Setting the proper series of alarms is crucial in the actually waking up process. The appropriate timing of these must be backtracked from the necessary leave time and the number of snoozes needed to move from sleep to semi-conscious. Give your alarms funny names that you are never going to read because your eyes aren’t open. Mine include: “Time to make the doughnuts”, “Open your eyes” (for the ironic factor), and “Big Girl Pants Time.”

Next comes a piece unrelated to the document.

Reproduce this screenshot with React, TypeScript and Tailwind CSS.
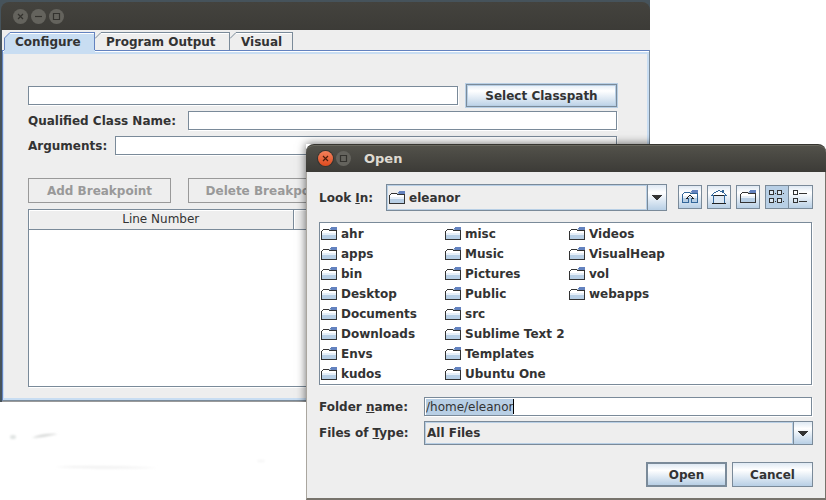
import React, { useEffect, useRef } from "react";

const FIELD =
  "h-[19px] min-w-0 flex-1 border border-[#7a8a99] bg-white px-1 text-xs outline-none shadow-[1px_1px_#fff]";
const METAL =
  "bg-linear-to-b from-[#dfe9f3] via-white via-30% to-[#b8cfe5]";
const TOOL = "flex h-6 w-6 items-center justify-center border border-[#7a8a99]";

const folders = [
  "ahr", "apps", "bin", "Desktop", "Documents", "Downloads", "Envs", "kudos",
  "misc", "Music", "Pictures", "Public", "src", "Sublime Text 2", "Templates", "Ubuntu One",
  "Videos", "VisualHeap", "vol", "webapps",
];

function FolderShape({ stroke = "#333333" }: { stroke?: string }) {
  return (
    <g shapeRendering="crispEdges">
      <rect x="1" y="4" width="14" height="3" fill="#fff" />
      <rect x="1" y="7" width="14" height="2" fill="#e6eff8" />
      <rect x="1" y="9" width="14" height="4" fill="#b8cfe5" />
      <path d="M2 3h6v1H2zM1 4h1v1H1zM8 4h7v1H8zM0 5h1v8H0zM15 3h1v10h-1zM0 13h16v1H0z" fill={stroke} />
      <path d="M10 1h6v3h-1v0H9V2h1z" fill="#6382bf" />
      <path d="M8 3h2v1H8z" fill="#a3b8cc" />
    </g>
  );
}

function FolderIcon({ stroke }: { stroke?: string }) {
  return (
    <svg className="h-4 w-4 shrink-0" viewBox="0 0 16 16" aria-hidden="true">
      <FolderShape stroke={stroke} />
    </svg>
  );
}

function UpFolderIcon() {
  return (
    <svg className="h-4 w-4" viewBox="0 0 16 16" aria-hidden="true">
      <FolderShape stroke="#336699" />
      <g shapeRendering="crispEdges">
        <path d="M7 8h2v6H7z" fill="#b8cfe5" />
        <path d="M6 9h1v5H6zM9 9h1v5H9zM5 13h1v1H5zM10 13h1v1h-1z" fill="#336699" />
        <path d="M7 6h2v1H7zM6 7h1v1H6zM9 7h1v1H9zM5 8h1v1H5zM10 8h1v1h-1zM4 9h2v1H4zM10 9h2v1h-2z" fill="#222" />
      </g>
    </svg>
  );
}

function HomeIcon() {
  return (
    <svg className="h-4 w-4" viewBox="0 0 16 16" aria-hidden="true" shapeRendering="crispEdges">
      <path d="M7 2h2v1h2v1h2v1h2v2H1V5h2V4h2V3h2z" fill="#fff" />
      <path d="M3 7h10v8H3z" fill="#dce8f4" />
      <path
        d="M7 1h2v1H7zM5 2h2v1H5zM9 2h2v1H9zM11 1h2v3h-2zM3 3h2v1H3zM2 4h1v1H2zM13 4h1v1h-1zM1 5h1v1H1zM14 5h1v1h-1zM0 6h3v1H0zM13 6h3v1h-3zM2 7h1v8H2zM13 7h1v8h-1z"
        fill="#336699"
      />
      <path d="M3 6h10v1H3zM1 14h14v1H1z" fill="#222" />
    </svg>
  );
}

function ListIcon() {
  return (
    <svg className="h-4 w-4" viewBox="0 0 16 16" aria-hidden="true" shapeRendering="crispEdges">
      <g fill="none" stroke="#333">
        <path d="M.5 1.500h4v4h-4zM8.500 1.500h4v4h-4zM.5 9.500h4v4h-4zM8.500 9.500h4v4h-4z" fill="#dce8f4" />
        <path d="M6 4.500h1M14 4.500h1M6 12.500h1M14 12.500h1" />
      </g>
    </svg>
  );
}

function DetailsIcon() {
  return (
    <svg className="h-4 w-4" viewBox="0 0 16 16" aria-hidden="true" shapeRendering="crispEdges">
      <g fill="none" stroke="#333">
        <path d="M.5 1.500h4v4h-4zM.5 9.500h4v4h-4z" />
        <path d="M6 4.500h8M6 12.500h8" />
      </g>
    </svg>
  );
}

type Glyph = "close" | "min" | "max";

function WindowButton({ glyph, label, active }: { glyph: Glyph; label: string; active?: boolean }) {
  return (
    <button
      aria-label={label}
      className={
        "flex h-[15px] w-[15px] items-center justify-center rounded-full " +
        (active
          ? "bg-linear-to-b from-[#f4805a] to-[#dd4a1c] shadow-[0_0_0_1px_#35332f]"
          : "bg-[#64635d]")
      }
    >
      <svg className="h-[15px] w-[15px]" viewBox="0 0 15 15" fill="none" stroke={active ? "#4a1d0c" : "#33322e"} strokeWidth="1.2">
        {glyph === "close" && <path d="M5 5l5 5M10 5l-5 5" />}
        {glyph === "min" && <path d="M4 7.500h7" />}
        {glyph === "max" && <path d="M4.500 4.500h6v6h-6z" />}
      </svg>
    </button>
  );
}

function Tab({ label, width, selected }: { label: string; width: string; selected?: boolean }) {
  const line = selected ? "#6382bf" : "#7a8a99";
  return (
    <button
      role="tab"
      aria-selected={!!selected}
      className={"relative flex text-xs font-bold " + width + (selected ? " z-10 h-[22px]" : " h-[18px]")}
    >
      <svg className="h-full w-1.5 shrink-0" aria-hidden="true">
        <path d={selected ? "M6 0L0 6V22H6Z" : "M6 0L0 6V18H6Z"} fill={selected ? "#c8ddf2" : "#eeeeee"} />
        <path d="M0 6.500L6 .5" stroke={line} fill="none" />
        {selected && <path d="M.5 6v12" stroke={line} />}
      </svg>
      <span
        className={
          "flex h-[18px] flex-1 border-t border-r pl-[5px] leading-[18px] whitespace-nowrap " +
          (selected
            ? "border-[#6382bf] bg-[#c8ddf2] shadow-[0_4px_#c8ddf2,inset_0_1px_#fff]"
            : "border-[#7a8a99] bg-[#eeeeee] shadow-[inset_0_1px_#fff]")
        }
      >
        {label}
      </span>
    </button>
  );
}

function Combo({
  id, value, icon, height,
}: { id: string; value: string; icon?: boolean; height: string }) {
  return (
    <div className={"relative flex min-w-0 flex-1 border border-[#7a8a99] " + height}>
      <select
        id={id}
        className={
          "min-w-0 flex-1 appearance-none border border-[#b8cfe5] bg-[#eeeeee] text-xs font-bold outline-none " +
          (icon ? "pl-[21px]" : "pl-px")
        }
      >
        <option>{value}</option>
      </select>
      <span className={"pointer-events-none flex w-[19px] items-center justify-center border-l border-[#7a8a99] " + METAL}>
        <svg className="h-[5px] w-2.5" viewBox="0 0 10 5" shapeRendering="crispEdges" aria-hidden="true">
          <path d="M0 0h10v1H9v1H8v1H7v1H6v1H4V4H3V3H2V2H1V1H0z" fill="#333" />
        </svg>
      </span>
      {icon && (
        <span className="pointer-events-none absolute inset-y-0 left-0.5 flex items-center">
          <FolderIcon />
        </span>
      )}
    </div>
  );
}

function MainWindow() {
  return (
    <section className="relative w-[650px] overflow-hidden bg-[#46535b] pt-0.5 pl-0.5">
      <header className="-ml-px flex h-7 items-center gap-[3px] rounded-t-lg bg-linear-to-b from-[#44433e] to-[#3c3b37] pl-3">
        <WindowButton glyph="close" label="Close" />
        <WindowButton glyph="min" label="Minimize" />
        <WindowButton glyph="max" label="Maximize" />
      </header>
      <div className="border-b border-[#9a9a9a] bg-[#eeeeee]">
        <div role="tablist" className="flex h-5 items-start pt-0.5 pl-0.5">
          <Tab label="Configure" width="w-[91px]" selected />
          <Tab label="Program Output" width="w-[135px]" />
          <Tab label="Visual" width="w-[63px]" />
        </div>
        <div className="border border-t-[#6382bf] border-r-[#7a8a99] border-b-[#7a8a99] border-l-[#6382bf] pt-8 pr-[31px] pb-[13px] pl-[25px] shadow-[inset_0_1px_#fff,inset_1px_0_#c8ddf2,inset_0_3px_#c8ddf2,inset_-2px_-2px_#c8ddf2]">
          <div className="flex h-[25px] items-center gap-[7px]">
            <input aria-label="Classpath" className={FIELD} />
            <button
              className={
                "h-[25px] w-[153px] border border-[#b8cfe5] text-xs font-bold shadow-[inset_0_0_0_1px_#7a8a99,inset_0_0_0_2px_#b8cfe5] " +
                METAL
              }
            >
              Select Classpath
            </button>
          </div>
          <div className="flex h-[25px] items-center pr-px">
            <label htmlFor="cls" className="w-[160px] text-xs font-bold">Qualified Class Name:</label>
            <input id="cls" className={FIELD} />
          </div>
          <div className="flex h-[25px] items-center pr-px">
            <label htmlFor="args" className="w-[87px] text-xs font-bold">Arguments:</label>
            <input id="args" className={FIELD} />
          </div>
          <div className="mt-5 flex w-[278px] gap-[17px] overflow-hidden">
            <button disabled className="h-[25px] w-[143px] shrink-0 border border-[#999] text-xs font-bold text-[#999]">Add Breakpoint</button>
            <button disabled className="h-[25px] w-[158px] shrink-0 border border-[#999] text-xs font-bold text-[#999]">Delete Breakpoint</button>
          </div>
          <div className="mt-1.5 mr-px border border-[#7a8a99] bg-white shadow-[1px_1px_#fff]">
            <table className="w-full table-fixed border-collapse text-xs">
              <thead>
                <tr className="h-[19px] bg-[#eeeeee]">
                  <th className="w-[264px] border-r border-b border-[#7a8a99] p-0 font-normal shadow-[inset_1px_1px_#fff]">Line Number</th>
                  <th className="border-b border-[#7a8a99] p-0 font-normal shadow-[inset_1px_1px_#fff]" />
                </tr>
              </thead>
              <tbody>
                <tr className="h-[157px]">
                  <td colSpan={2} />
                </tr>
              </tbody>
            </table>
          </div>
        </div>
      </div>
      {/* shade cast by the dialog on the window behind it */}
      <div className="pointer-events-none absolute top-36 right-[-100px] bottom-[-100px] left-[306px] shadow-[0_0_9px_rgba(0,0,0,0.6)]" />
    </section>
  );
}

function OpenDialog() {
  const nameRef = useRef<HTMLInputElement>(null);
  useEffect(() => {
    nameRef.current?.focus();
    nameRef.current?.select();
  }, []);

  return (
    <section role="dialog" aria-label="Open" className="absolute top-36 right-0 bottom-0 left-[306px] flex flex-col">
      <header className="flex h-7 shrink-0 items-center gap-[3px] rounded-t-lg border-t border-[#35342f] bg-linear-to-b from-[#53524b] to-[#3c3b37] pl-3 shadow-[inset_0_1px_#69685f]">
        <WindowButton glyph="close" label="Close" active />
        <WindowButton glyph="max" label="Maximize" />
        <h1 className="pl-2.5 text-[13px] font-bold text-[#dfdbd2]">Open</h1>
      </header>
      <div className="flex flex-1 flex-col border-r border-b-2 border-l border-r-[#77736c] border-b-[#77736c] border-l-[#aaa69f] bg-[#eeeeee] px-3 pt-3">
        <div className="flex items-center">
          <label htmlFor="look" className="w-[67px] text-xs font-bold">Look <u>I</u>n:</label>
          <Combo id="look" value="eleanor" icon height="h-[27px]" />
          <div className="-mt-px ml-[11px] flex gap-[5px]">
            <button aria-label="Up one level" className={TOOL + " " + METAL}><UpFolderIcon /></button>
            <button aria-label="Home" className={TOOL + " " + METAL}><HomeIcon /></button>
            <button aria-label="New folder" className={TOOL + " " + METAL}><FolderIcon /></button>
            <div className="flex">
              <button aria-label="List" aria-pressed="true" className={TOOL + " bg-[#b8cfe5]"}><ListIcon /></button>
              <button aria-label="Details" className={TOOL + " border-l-0 " + METAL}><DetailsIcon /></button>
            </div>
          </div>
        </div>
        <ul className="mt-[11px] mr-px grid h-[163px] auto-cols-[124px] grid-flow-col grid-rows-[repeat(8,20px)] border border-[#7a8a99] bg-white pt-px pl-px text-xs font-bold shadow-[1px_1px_#fff]">
          {folders.map((name) => (
            <li key={name} className="flex items-center gap-1 whitespace-nowrap">
              <FolderIcon />
              {name}
            </li>
          ))}
        </ul>
        <div className="mt-3 mr-px flex items-center">
          <label htmlFor="fname" className="w-[105px] text-xs font-bold">Folder <u>n</u>ame:</label>
          <div className="flex h-[19px] flex-1 items-center border border-[#7a8a99] bg-white pl-px shadow-[1px_1px_#fff]">
            <input
              id="fname"
              ref={nameRef}
              defaultValue="/home/eleanor"
              className="field-sizing-content h-4 text-xs outline-none selection:bg-[#b8cfe5] selection:text-[#333]"
            />
            <span className="h-[15px] w-px bg-black" />
          </div>
        </div>
        <div className="mt-[5px] flex items-center">
          <label htmlFor="ftype" className="w-[105px] text-xs font-bold">Files of <u>T</u>ype:</label>
          <Combo id="ftype" value="All Files" height="h-6" />
        </div>
        <div className="mt-[17px] flex justify-end gap-[5px]">
          <button className={"h-[25px] w-[81px] border-2 border-[#7a8a99] text-xs font-bold " + METAL}>Open</button>
          <button className={"h-[25px] w-[81px] border border-[#7a8a99] text-xs font-bold " + METAL}>Cancel</button>
        </div>
      </div>
    </section>
  );
}

export default function App() {
  return (
    <main className="relative h-screen min-h-[500px] overflow-hidden bg-white font-['DejaVu_Sans',sans-serif] text-[#333]">
      <MainWindow />
      <svg className="absolute top-[402px] left-0 h-[98px] w-[306px]" viewBox="0 0 306 98" aria-hidden="true">
        <defs>
          <filter id="soft"><feGaussianBlur stdDeviation="1" /></filter>
        </defs>
        <g filter="url(#soft)">
          <ellipse cx="13" cy="35" rx="3" ry="2" fill="#dfe3e2" />
          <path d="M32 36q10-5 26-4q-12 3-26 4z" fill="#d5d7d6" />
          <path d="M54 65q40-3 105 1q-60 2-105-1z" fill="#f2f2f2" />
          <ellipse cx="261" cy="59" rx="4" ry="1" fill="#f4f4f4" />
        </g>
      </svg>
      <OpenDialog />
    </main>
  );
}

Warning: Some people will try to shame you into one single alarm with false logic about how you’d get up quickly if there was a fire alarm. This is categorically false, proven by several vacation incidents and an entire year in college during which drunken students, who seemingly had made a pact with the devil, set off alarms at 2 am every single Wednesday morning. I might get out of bed, but I will wander around in dazed confusion unable to find the exit without assistance. Even if it were true, adrenaline is responsible for such actions. If an ax murderer was coming after me I would run, but that doesn’t mean I should run absent of that kind of motivation.

hotel fire

The 20 Minute Rule

I once read a devotional that said I should always spend the first 20 minutes of my day with God. I tried it. It turns out that I don’t like anyone, including God, during the first 20 minutes of my day. I have since matured in my faith and now give Jesus some prime real estate. He gets some time post dinner, and Bible study is a whole lot less hostile now. So who gets the first 20 minutes of the day? Facebook. Judge all you want, but as I am trying to will my eyelids open, I scroll through my FB feed. All the research about cell phones keeping people awake at night does not seem to apply to helping people wake up, but spending those first few moments in my bed, delirious with exhaustion, in utter silence (minus the few moments I accidentally play a video when I fall asleep and turn the phone on its side) is just about all my brain can muster up while there is a 6 looking back at me from my clock. No one speaks to me; no one gets hurt. The system works, so leave well enough alone.

Getting ready

Sometime around the time that your 8th alarm has rung, and you’ve scrolled past the same kitten video 16 times, your bladder will give you the only true motivation to get out of bed. Congratulations! The worst part of your day is over; you’re up. If you can manage to not fall asleep again on the toilet, which I’ve heard has happened to some people, then you’re gold. You’re already half way dressed. Throw on your top and that “eat-as-much-as-you-want” wrap skirt and you’re practically done. Brush your teeth, brush your hair, apply deodorant, and grab your shoes. Don’t wear makeup. This new natural look requires zero minutes to apply and bonus, zero minutes to wash off. I just saved you time this afternoon. You’re welcome.

Routine

Falling into rote patterns allows muscle memory and your subconscious brain to do the work that a conscious brain would override if you had a conscious brain at 6-something in the morning. Efficiency in these routines is the key to staying in bed longer. Start brewing your piping hot, caffeinated beverage and then put on your shoes. Do everything in the same order so you don’t forget your lunch or shoes. Yes, it can happen. Don’t break this routine. If you absolutely must do something out of the ordinary in the morning, set a reminder on your phone. I have set alarms that said, “Don’t forget the kids!”

forgot the tea

Sometimes I forget the details, like putting tea in the tea ball.

Total time from feet on the floor to bottom in the car, 16.5 – 17.5 minutes depending on level of delirium.

Warning: Not taking adequate time to work through these steps might lead to unfortunate driving issues such as mistaking the tachometer for the speedometer, or driving past your exit. Do not operate motor vehicles or heavy machinery until legitimately conscious.